The new collection cuts closer to the bone in other ways. Wallace has always been a carefree, funny writer, but his cleverness can be a curse. In Brief Interviews, words wound and the humor, scaled back, bares its teeth. Parental love reveals itself as a loathing that doesn't dare speak. Sexuality reveals itself to be antierotic. Repeatedly, Wallace takes two people at their closest and shows how far apart they remain. There is such hatred in this book that midway through it seems that Wallace's confidence as a writer masks a collapse in the man— that he's given in to his own fears, folding fiction's layers into a blanket and hiding underneath.

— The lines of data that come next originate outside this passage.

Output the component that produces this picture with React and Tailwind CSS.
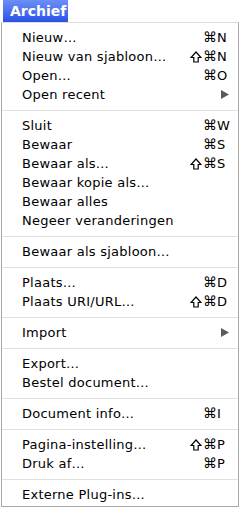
import React from "react";

const groups = [
  [
    { t: "Nieuw…", s: false, k: "N" },
    { t: "Nieuw van sjabloon…", s: true, k: "N" },
    { t: "Open…", s: false, k: "O" },
    { t: "Open recent", sub: true },
  ],
  [
    { t: "Sluit", s: false, k: "W" },
    { t: "Bewaar", s: false, k: "S" },
    { t: "Bewaar als…", s: true, k: "S" },
    { t: "Bewaar kopie als…" },
    { t: "Bewaar alles" },
    { t: "Negeer veranderingen" },
  ],
  [{ t: "Bewaar als sjabloon…" }],
  [
    { t: "Plaats…", s: false, k: "D" },
    { t: "Plaats URI/URL…", s: true, k: "D" },
  ],
  [{ t: "Import", sub: true }],
  [{ t: "Export…" }, { t: "Bestel document…" }],
  [{ t: "Document info…", s: false, k: "I" }],
  [
    { t: "Pagina-instelling…", s: true, k: "P" },
    { t: "Druk af…", s: false, k: "P" },
  ],
  [{ t: "Externe Plug-ins…" }],
];

function Shift() {
  return (
    <svg width="12" height="12" viewBox="0 0 12 12" className="mr-[1px]">
      <polygon
        points="6,1 11,6.5 8.2,6.5 8.2,11 3.8,11 3.8,6.5 1,6.5"
        fill="none"
        stroke="#000"
        strokeWidth="1.2"
        strokeLinejoin="miter"
      />
    </svg>
  );
}

function Row({ item }) {
  return (
    <div className="h-[19px] flex items-center pl-[20px] pr-[7px] leading-[19px]">
      <span className="flex-1 whitespace-nowrap tracking-[0.25px]">{item.t}</span>
      <span className="flex items-center">
        {item.k && (
          <span className="flex items-center whitespace-nowrap">
            {item.s && <Shift />}
            <span className="text-[14px]">⌘</span>
          </span>
        )}
        <span className="w-[14px] flex items-center">
          {item.sub ? (
            <svg width="9" height="9" viewBox="0 0 9 9" className="ml-[4px]">
              <polygon points="0,0 8,4.5 0,9" fill="#5b5b5b" />
            </svg>
          ) : (
            item.k || ""
          )}
        </span>
      </span>
    </div>
  );
}

export default function App() {
  return (
    <div
      className="w-[240px] h-[507px] bg-white text-black text-[13px] overflow-hidden"
      style={{ fontFamily: '"DejaVu Sans", "Lucida Grande", sans-serif' }}
    >
      <div className="h-[22px] flex">
        <div className="ml-[3px] w-[65px] h-[22px] bg-gradient-to-b from-[#6d8ef7] to-[#2b50e6] text-white font-bold text-[14px] leading-[22px] pl-[7px]">
          Archief
        </div>
      </div>
      <div className="ml-[1px] w-[238px] h-[485px] border-x border-b border-[#a9a9a9] border-t border-t-[#dcdcdc] border-t-dotted pt-[5px] pb-[4px]">
        {groups.map((g, gi) => (
          <div key={gi}>
            {gi > 0 && (
              <div className="h-[12px] flex items-center">
                <div className="h-px w-full bg-[#e0e0e0]" />
              </div>
            )}
            {g.map((item, i) => (
              <Row key={i} item={item} />
            ))}
          </div>
        ))}
      </div>
    </div>
  );
}
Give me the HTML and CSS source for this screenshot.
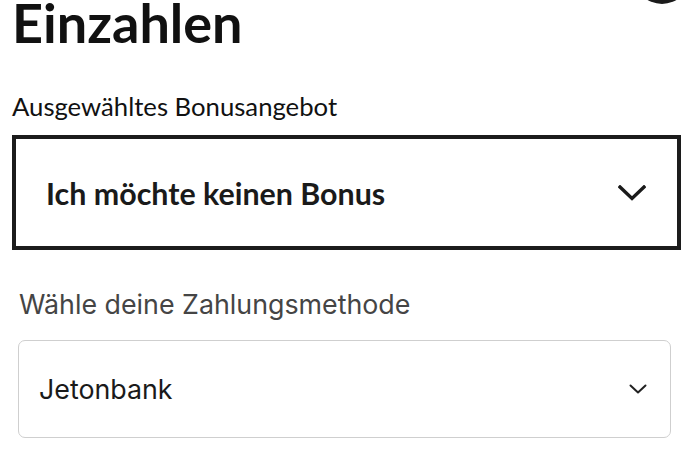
FILE: index.html
```html
<!DOCTYPE html>
<html lang="de">
<head>
<meta charset="utf-8">
<title>Einzahlen</title>
<link rel="stylesheet" href="styles.css">
</head>
<body>
<main class="deposit">
  <button class="close-btn" aria-label="Schließen"></button>
  <h1 class="deposit-title">Einzahlen</h1>

  <section class="bonus">
    <div class="bonus-label">Ausgewähltes Bonusangebot</div>
    <div class="bonus-select">
      <span class="bonus-value">Ich möchte keinen Bonus</span>
      <svg class="bonus-chevron" viewBox="0 0 28 16" width="28" height="16" aria-hidden="true">
        <path d="M2 2 L14 13.5 L26 2" fill="none" stroke="currentColor" stroke-width="3.4" stroke-linecap="square"/>
      </svg>
    </div>
  </section>

  <section class="payment">
    <div class="payment-label">Wähle deine Zahlungsmethode</div>
    <div class="payment-select">
      <span class="payment-value">Jetonbank</span>
      <svg class="payment-chevron" viewBox="0 0 18 10" width="18" height="10" aria-hidden="true">
        <path d="M1.5 1.5 L9 8.5 L16.5 1.5" fill="none" stroke="currentColor" stroke-width="2" stroke-linecap="round" stroke-linejoin="round"/>
      </svg>
    </div>
  </section>
</main>
</body>
</html>
```

FILE: styles.css
```css
html, body {
  margin: 0;
  padding: 0;
  background: #ffffff;
}

.deposit {
  position: relative;
  width: 700px;
  height: 455px;
  overflow: hidden;
  font-family: Lato, "Noto Sans", sans-serif;
  color: #111;
}

/* round close button, mostly scrolled above the top edge */
.close-btn {
  position: absolute;
  top: -52px;
  left: 634px;
  width: 56px;
  height: 56px;
  border: none;
  border-radius: 50%;
  background: #1b1b1b;
  padding: 0;
}

.deposit-title {
  margin: 0;
  padding-left: 12px;
  font-size: 54px;
  font-weight: 700;
  line-height: 46px;
  color: #111;
}

.bonus {
  margin: 46px 19px 0 12px;
}

.bonus-label {
  font-size: 25.7px;
  line-height: 28px;
  font-weight: 400;
  color: #111;
  margin-bottom: 15px;
}

.bonus-select {
  display: flex;
  align-items: center;
  justify-content: space-between;
  height: 107px;
  border: 4px solid #1c1c1c;
  padding: 0 31px 0 30px;
}

.bonus-value {
  font-size: 30.4px;
  font-weight: 700;
  color: #1a1a1a;
}

.bonus-chevron {
  display: block;
  color: #1a1a1a;
}

.payment {
  margin: 38px 29px 0 18px;
  font-family: Inter, "Noto Sans", sans-serif;
}

.payment-label {
  font-size: 26.8px;
  line-height: 32px;
  color: #454545;
  padding-left: 1px;
  margin-bottom: 20px;
}

.payment-select {
  display: flex;
  align-items: center;
  justify-content: space-between;
  height: 96px;
  border: 1px solid #cfcfcf;
  border-radius: 7px;
  padding: 0 23px 0 20px;
}

.payment-value {
  font-size: 26.8px;
  color: #1a1a1a;
}

.payment-chevron {
  display: block;
  color: #222;
}
```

But Wallace breaks through this mounting rage to reach a more generous emotional world. In one of the collection's crescendos, "The Depressed Person," a woman realizes that the root of her despair is the ability "to share only painful circumstances and historical insights about her depression . . . instead of feeling truly able to communicate and articulate and express the depression's terrible unceasing agony itself." If this regress of the human condition— the inability to make another feel what it's like to be unable to make another feel, ad infinitum— has been Wallace's great subject, it's also a terrible trap for a writer plagued by the same neurotic tics that paralyze his characters. But in accepting the trap's logical inevitability, Wallace has started to fight toward transcendence through other means— this book is finally a call to action, in life and fiction both. "And what if she joined him on the floor, just like this, clasped in supplication?" one story asks at its conclusion. "So decide," another answers.

Wallace pays a price for this directness: A few of the best stories land heavily, uncertainly. Others, particularly the more fragmented experimental fictions, seem constipated. But these faults are a concession to the risks Wallace takes as he struggles toward a sincere and hard-earned compassion. He's more interested in expanding our definitions of what love can be— and dealing with the fallout— than closing himself off to the possibility. "Since an ineluctable part of being a human self is suffering," Wallace continues in the RCF interview,

part of what we humans come to art for is an experience of suffering . . . true empathy's impossible. But if a piece of fiction can allow us imaginatively to identify with a character's pain, we might then also more easily conceive of others identifying with our own. This is nourishing, redemptive; we become less alone inside. It might just be that simple.